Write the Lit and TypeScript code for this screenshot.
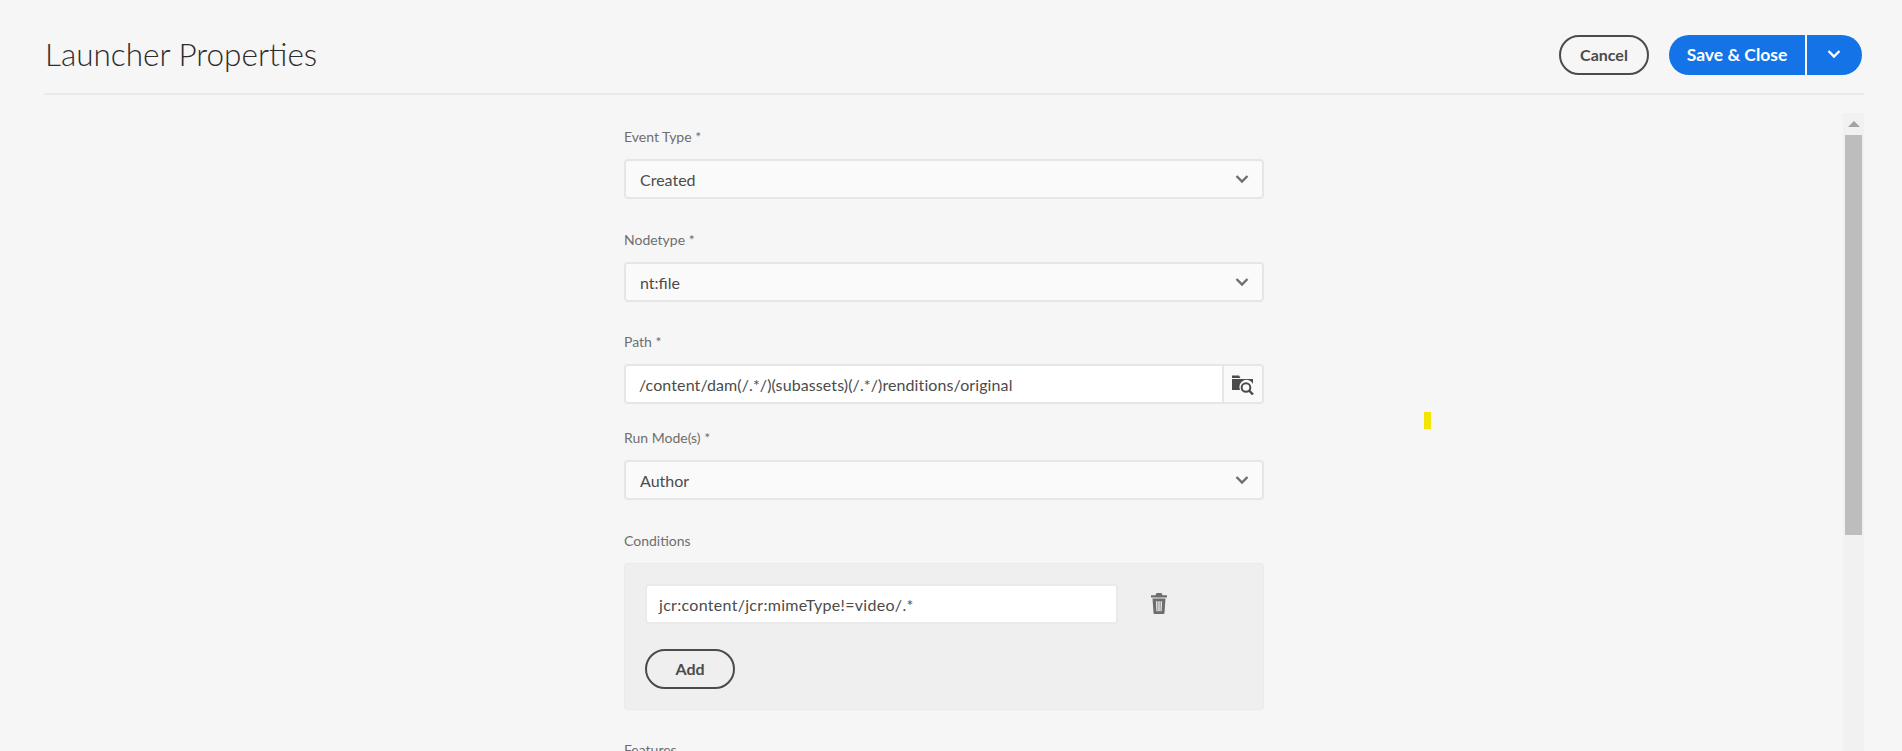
import { LitElement, html, css, svg } from "lit";
import { customElement } from "lit/decorators.js";

const chevron = svg`<svg class="chev" width="14" height="10" viewBox="0 0 14 10"><path d="M1.5 2 L7 7.5 L12.5 2" fill="none" stroke="currentColor" stroke-width="2.4"/></svg>`;

@customElement("app-root")
export class AppRoot extends LitElement {
  static styles = css`
    :host { display: block; height: 751px; overflow: hidden; position: relative; background: #f6f6f6; color: #4b4b4b; font-family: Lato, "Open Sans", sans-serif; }
    .header { display: flex; align-items: flex-start; justify-content: space-between; height: 93px; margin: 0 38px 0 44px; border-bottom: 2px solid #eaeaea; box-sizing: content-box; }
    h1 { margin: 34px 0 0 1px; font-size: 31.5px; font-weight: 300; color: #2c2c2c; line-height: 40px; }
    .actions { display: flex; align-items: center; margin: 35px 2px 0 0; }
    .btn { box-sizing: border-box; height: 40px; border-radius: 20px; font-size: 16px; font-weight: 700; display: flex; align-items: center; justify-content: center; padding-bottom: 2px; }
    .outline { width: 90px; border: 2px solid #4b4b4b; color: #4b4b4b; }
    .save { width: 136px; margin-left: 20px; background: #1473e6; color: #fff; border-radius: 20px 0 0 20px; font-size: 17.5px; }
    .drop { width: 55px; margin-left: 2px; background: #1473e6; color: #fff; border-radius: 0 20px 20px 0; padding-right: 2px; }
    .body { display: flex; height: 656px; }
    .form { flex: 1; padding: 32px 0 0 624px; box-sizing: border-box; width: 640px; }
    .field { width: 640px; }
    .label { font-size: 14px; line-height: 20px; color: #6e6e6e; height: 18px; margin-bottom: 14px; }
    .features { margin-top: 30px; height: 20px; margin-bottom: 0; }
    .control { box-sizing: border-box; height: 40px; border: 2px solid #e6e6e6; border-radius: 4px; display: flex; align-items: center; font-size: 16px; color: #4b4b4b; }
    .select { background: #fafafa; padding: 0 13px 0 14px; justify-content: space-between; color: #4b4b4b; }
    .select .chev { color: #6e6e6e; }
    .f1 { margin-bottom: 31px; }
    .f2 { margin-bottom: 30px; }
    .f3 { margin-bottom: 24px; }
    .f4 { margin-bottom: 31px; }
    .path { background: #fff; padding: 0; }
    .path span { flex: 1; padding-left: 13px; letter-spacing: 0.1px; }
    .browse { width: 38px; height: 100%; background: #fafafa; border-left: 2px solid #e6e6e6; display: flex; align-items: center; justify-content: center; border-radius: 0 3px 3px 0; }
    .box { box-sizing: border-box; height: 147px; background: #efefef; border: 1px solid #eaeaea; border-radius: 4px; padding: 20px; }
    .row { display: flex; align-items: center; }
    .cond { width: 473px; background: #fff; padding-left: 12px; border-color: #eaeaea; letter-spacing: 0.3px; }
    .trash { margin: -2px 0 0 32px; display: block; }
    .add { margin-top: 25px; }
    .scroll { width: 21px; margin: 18px 38px 0 0; background: #f1f1f1; display: flex; flex-direction: column; align-items: center; }
    .up { height: 22px; display: flex; align-items: center; justify-content: center; }
    .thumb { width: 17px; height: 400px; background: #bdbdbd; }
    .mark { position: absolute; left: 1424px; top: 412px; width: 7px; height: 17px; background: #f2e600; }
  `;

  render() {
    return html`
      <div class="header">
        <h1>Launcher Properties</h1>
        <div class="actions">
          <div class="btn outline">Cancel</div>
          <div class="btn save">Save &amp; Close</div>
          <div class="btn drop">${chevron}</div>
        </div>
      </div>
      <div class="body">
        <div class="form">
          <div class="field f1"><div class="label">Event Type *</div><div class="control select"><span>Created</span>${chevron}</div></div>
          <div class="field f2"><div class="label">Nodetype *</div><div class="control select"><span>nt:file</span>${chevron}</div></div>
          <div class="field f3"><div class="label">Path *</div>
            <div class="control path"><span>/content/dam(/.*/)(subassets)(/.*/)renditions/original</span>
              <div class="browse">
                <svg width="24" height="22" viewBox="0 0 24 22">
                  <path fill="#4b4b4b" d="M1 2.5 H8 L9.5 5 H1 Z M1 6 H22 V11 A7 7 0 0 0 9 17 H1 Z"/>
                  <circle cx="15" cy="14.5" r="4.3" fill="none" stroke="#4b4b4b" stroke-width="2"/>
                  <path d="M18 17.5 L22 21.5" stroke="#4b4b4b" stroke-width="2.4"/>
                </svg>
              </div>
            </div>
          </div>
          <div class="field f4"><div class="label">Run Mode(s) *</div><div class="control select"><span>Author</span>${chevron}</div></div>
          <div class="field"><div class="label">Conditions</div>
            <div class="box">
              <div class="row">
                <div class="control cond">jcr:content/jcr:mimeType!=video/.*</div>
                <svg class="trash" width="18" height="22" viewBox="0 0 18 20" preserveAspectRatio="none" fill="#6e6e6e">
                  <path d="M6.5 1 H11.5 L12.5 3 H17 V5 H1 V3 H5.5 Z"/>
                  <path fill-rule="evenodd" d="M2.5 6 H15.5 L14.5 19 A1 1 0 0 1 13.5 20 H4.5 A1 1 0 0 1 3.5 19 Z M6 8.5 L6.4 17.5 H7.6 L7.4 8.5 Z M8.3 8.5 V17.5 H9.7 V8.5 Z M10.6 8.5 L10.4 17.5 H11.6 L12 8.5 Z"/>
                </svg>
              </div>
              <div class="btn outline add">Add</div>
            </div>
          </div>
          <div class="field"><div class="label features">Features</div></div>
        </div>
        <div class="scroll">
          <div class="up"><svg width="12" height="6" viewBox="0 0 12 6"><path d="M6 0 L12 6 H0 Z" fill="#a3a3a3"/></svg></div>
          <div class="thumb"></div>
        </div>
      </div>
      <div class="mark"></div>
    `;
  }
}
*-*-*
■ Aim ■
Reproduce the full material exactly, excluding the pictures.

■ The answer ■
Write the Lit and TypeScript code for this screenshot.
import { LitElement, html, css, svg } from "lit";
import { customElement } from "lit/decorators.js";

const chevron = svg`<svg class="chev" width="14" height="10" viewBox="0 0 14 10"><path d="M1.5 2 L7 7.5 L12.5 2" fill="none" stroke="currentColor" stroke-width="2.4"/></svg>`;

@customElement("app-root")
export class AppRoot extends LitElement {
  static styles = css`
    :host { display: block; height: 751px; overflow: hidden; position: relative; background: #f6f6f6; color: #4b4b4b; font-family: Lato, "Open Sans", sans-serif; }
    .header { display: flex; align-items: flex-start; justify-content: space-between; height: 93px; margin: 0 38px 0 44px; border-bottom: 2px solid #eaeaea; box-sizing: content-box; }
    h1 { margin: 34px 0 0 1px; font-size: 31.5px; font-weight: 300; color: #2c2c2c; line-height: 40px; }
    .actions { display: flex; align-items: center; margin: 35px 2px 0 0; }
    .btn { box-sizing: border-box; height: 40px; border-radius: 20px; font-size: 16px; font-weight: 700; display: flex; align-items: center; justify-content: center; padding-bottom: 2px; }
    .outline { width: 90px; border: 2px solid #4b4b4b; color: #4b4b4b; }
    .save { width: 136px; margin-left: 20px; background: #1473e6; color: #fff; border-radius: 20px 0 0 20px; font-size: 17.5px; }
    .drop { width: 55px; margin-left: 2px; background: #1473e6; color: #fff; border-radius: 0 20px 20px 0; padding-right: 2px; }
    .body { display: flex; height: 656px; }
    .form { flex: 1; padding: 32px 0 0 624px; box-sizing: border-box; width: 640px; }
    .field { width: 640px; }
    .label { font-size: 14px; line-height: 20px; color: #6e6e6e; height: 18px; margin-bottom: 14px; }
    .features { margin-top: 30px; height: 20px; margin-bottom: 0; }
    .control { box-sizing: border-box; height: 40px; border: 2px solid #e6e6e6; border-radius: 4px; display: flex; align-items: center; font-size: 16px; color: #4b4b4b; }
    .select { background: #fafafa; padding: 0 13px 0 14px; justify-content: space-between; color: #4b4b4b; }
    .select .chev { color: #6e6e6e; }
    .f1 { margin-bottom: 31px; }
    .f2 { margin-bottom: 30px; }
    .f3 { margin-bottom: 24px; }
    .f4 { margin-bottom: 31px; }
    .path { background: #fff; padding: 0; }
    .path span { flex: 1; padding-left: 13px; letter-spacing: 0.1px; }
    .browse { width: 38px; height: 100%; background: #fafafa; border-left: 2px solid #e6e6e6; display: flex; align-items: center; justify-content: center; border-radius: 0 3px 3px 0; }
    .box { box-sizing: border-box; height: 147px; background: #efefef; border: 1px solid #eaeaea; border-radius: 4px; padding: 20px; }
    .row { display: flex; align-items: center; }
    .cond { width: 473px; background: #fff; padding-left: 12px; border-color: #eaeaea; letter-spacing: 0.3px; }
    .trash { margin: -2px 0 0 32px; display: block; }
    .add { margin-top: 25px; }
    .scroll { width: 21px; margin: 18px 38px 0 0; background: #f1f1f1; display: flex; flex-direction: column; align-items: center; }
    .up { height: 22px; display: flex; align-items: center; justify-content: center; }
    .thumb { width: 17px; height: 400px; background: #bdbdbd; }
    .mark { position: absolute; left: 1424px; top: 412px; width: 7px; height: 17px; background: #f2e600; }
  `;

  render() {
    return html`
      <div class="header">
        <h1>Launcher Properties</h1>
        <div class="actions">
          <div class="btn outline">Cancel</div>
          <div class="btn save">Save &amp; Close</div>
          <div class="btn drop">${chevron}</div>
        </div>
      </div>
      <div class="body">
        <div class="form">
          <div class="field f1"><div class="label">Event Type *</div><div class="control select"><span>Created</span>${chevron}</div></div>
          <div class="field f2"><div class="label">Nodetype *</div><div class="control select"><span>nt:file</span>${chevron}</div></div>
          <div class="field f3"><div class="label">Path *</div>
            <div class="control path"><span>/content/dam(/.*/)(subassets)(/.*/)renditions/original</span>
              <div class="browse">
                <svg width="24" height="22" viewBox="0 0 24 22">
                  <path fill="#4b4b4b" d="M1 2.5 H8 L9.5 5 H1 Z M1 6 H22 V11 A7 7 0 0 0 9 17 H1 Z"/>
                  <circle cx="15" cy="14.5" r="4.3" fill="none" stroke="#4b4b4b" stroke-width="2"/>
                  <path d="M18 17.5 L22 21.5" stroke="#4b4b4b" stroke-width="2.4"/>
                </svg>
              </div>
            </div>
          </div>
          <div class="field f4"><div class="label">Run Mode(s) *</div><div class="control select"><span>Author</span>${chevron}</div></div>
          <div class="field"><div class="label">Conditions</div>
            <div class="box">
              <div class="row">
                <div class="control cond">jcr:content/jcr:mimeType!=video/.*</div>
                <svg class="trash" width="18" height="22" viewBox="0 0 18 20" preserveAspectRatio="none" fill="#6e6e6e">
                  <path d="M6.5 1 H11.5 L12.5 3 H17 V5 H1 V3 H5.5 Z"/>
                  <path fill-rule="evenodd" d="M2.5 6 H15.5 L14.5 19 A1 1 0 0 1 13.5 20 H4.5 A1 1 0 0 1 3.5 19 Z M6 8.5 L6.4 17.5 H7.6 L7.4 8.5 Z M8.3 8.5 V17.5 H9.7 V8.5 Z M10.6 8.5 L10.4 17.5 H11.6 L12 8.5 Z"/>
                </svg>
              </div>
              <div class="btn outline add">Add</div>
            </div>
          </div>
          <div class="field"><div class="label features">Features</div></div>
        </div>
        <div class="scroll">
          <div class="up"><svg width="12" height="6" viewBox="0 0 12 6"><path d="M6 0 L12 6 H0 Z" fill="#a3a3a3"/></svg></div>
          <div class="thumb"></div>
        </div>
      </div>
      <div class="mark"></div>
    `;
  }
}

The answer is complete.